6. The method according to claim 1, further comprising depositing an insulating layer onto any bare portion of the bulk metallic glass prior to the applying the cap layer.

7. The method according to claim 3, wherein the insulating layer is comprised of silicon nitride, silicon oxynitride or a combination thereof.

8. The method according to claim 1, wherein the joining comprises soldering the material to the layered bulk metallic glass.

9. The method according to claim 5, wherein the soldering comprises using one or more solder preforms.

10. The method according to claim 5, wherein the soldering comprises pre-depositing solder onto the layered bulk metallic glass.

11. The method according to claim 1, wherein the material comprises a cap layer comprising gold.

12. The method according to claim 1, wherein the providing the bulk metallic glass comprises casting of a melt of the bulk metallic glass into a mold.

13. The method according to claim 1, wherein the providing the bulk metallic glass comprises casting the bulk metallic glass and thermoplastically forming the bulk metallic glass.

14. The method according to claim 1, wherein the providing the bulk metallic glass comprises forming or sintering a metallic glass powder.
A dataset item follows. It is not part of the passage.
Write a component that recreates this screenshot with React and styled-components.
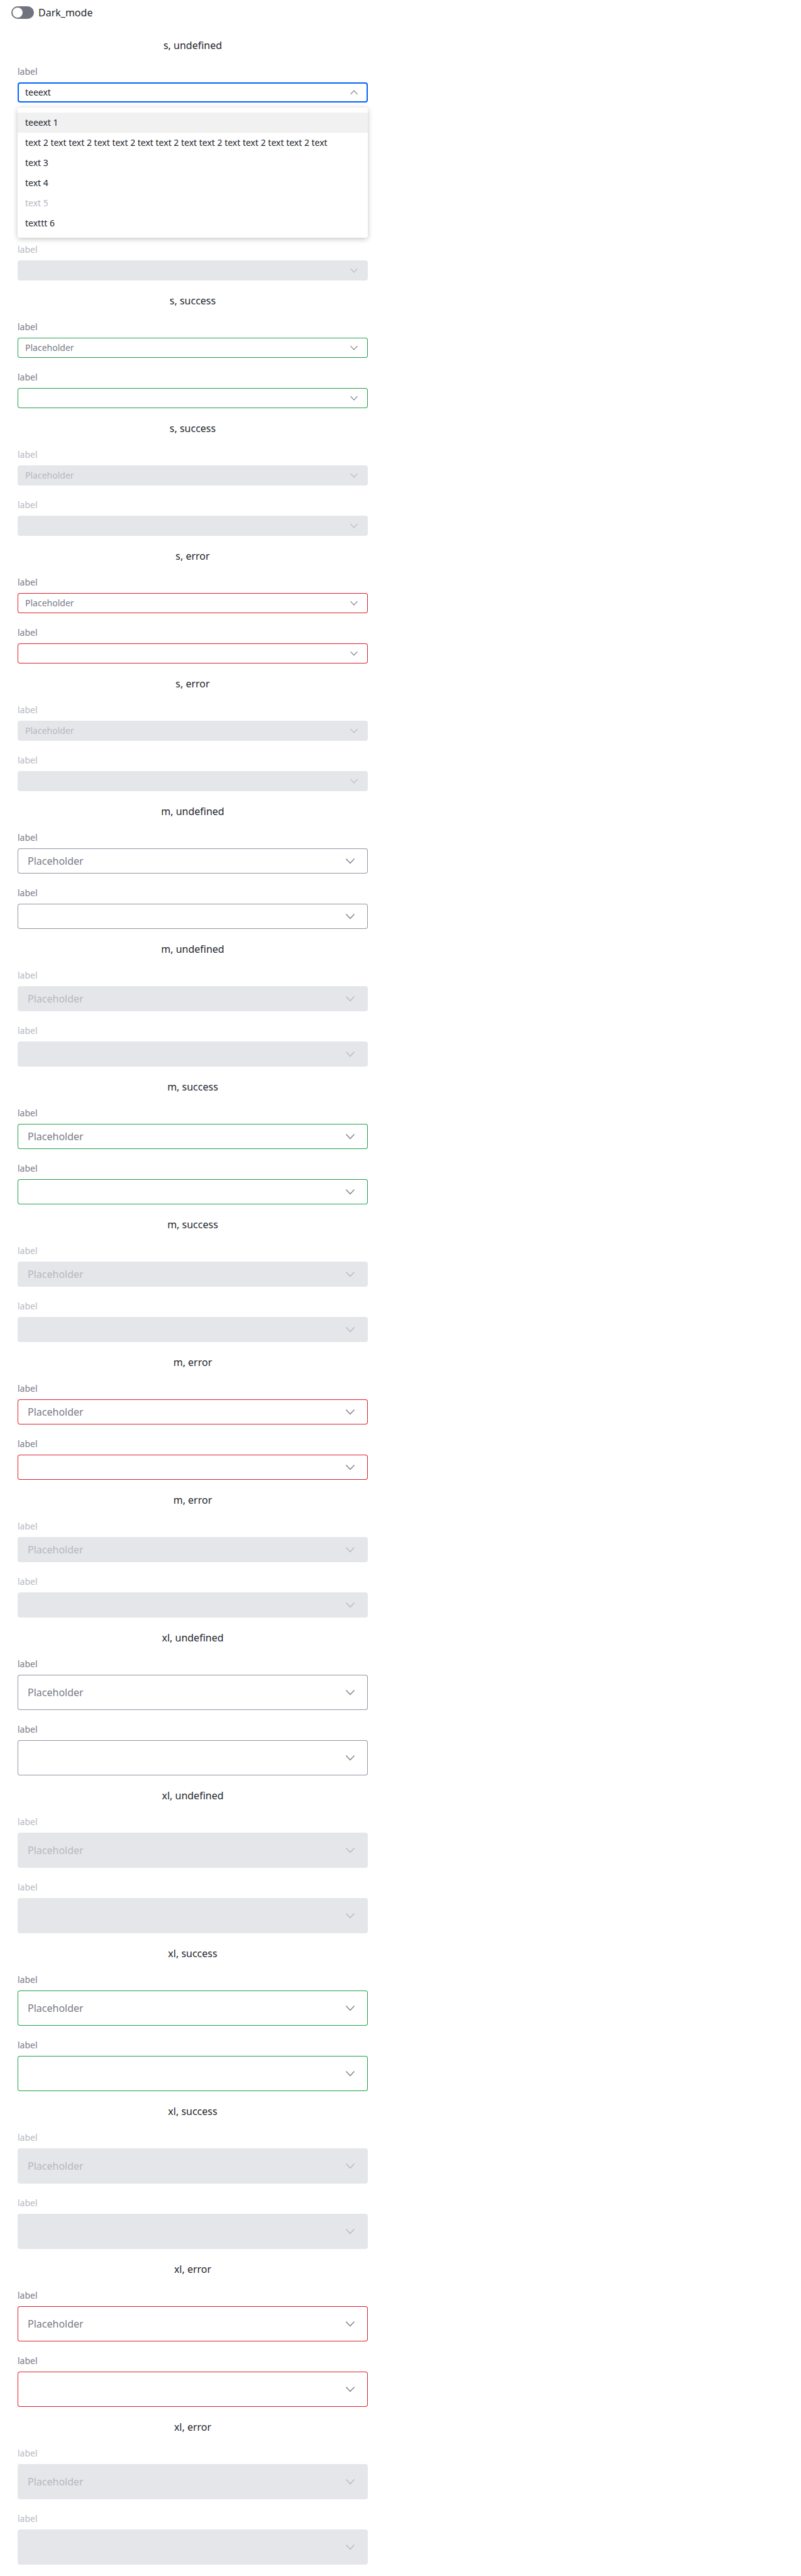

15. The method according to claim 1, wherein the bulk metallic glass is a composite material comprising a metallic glass phase and one or more crystalline phases, amorphous phases, or combinations thereof.

16. A bulk metallic glass submount comprising:

a bulk metallic glass having at least one surface;

a contact layer on at least a portion of the at least one surface of the bulk metallic glass;

a diffusion barrier layer on the contact layer; and

a cap layer on the diffusion barrier layer.

17. An electronic package comprising the bulk metallic submount according to claim 16.

18. The package according to claim 17, wherein the package is an LED or a semiconductor laser package.

19. The glass according to claim 17, wherein the bulk metallic glass is a composite material comprising a metallic glass phase and one or more crystalline phases, amorphous phases, or combinations thereof.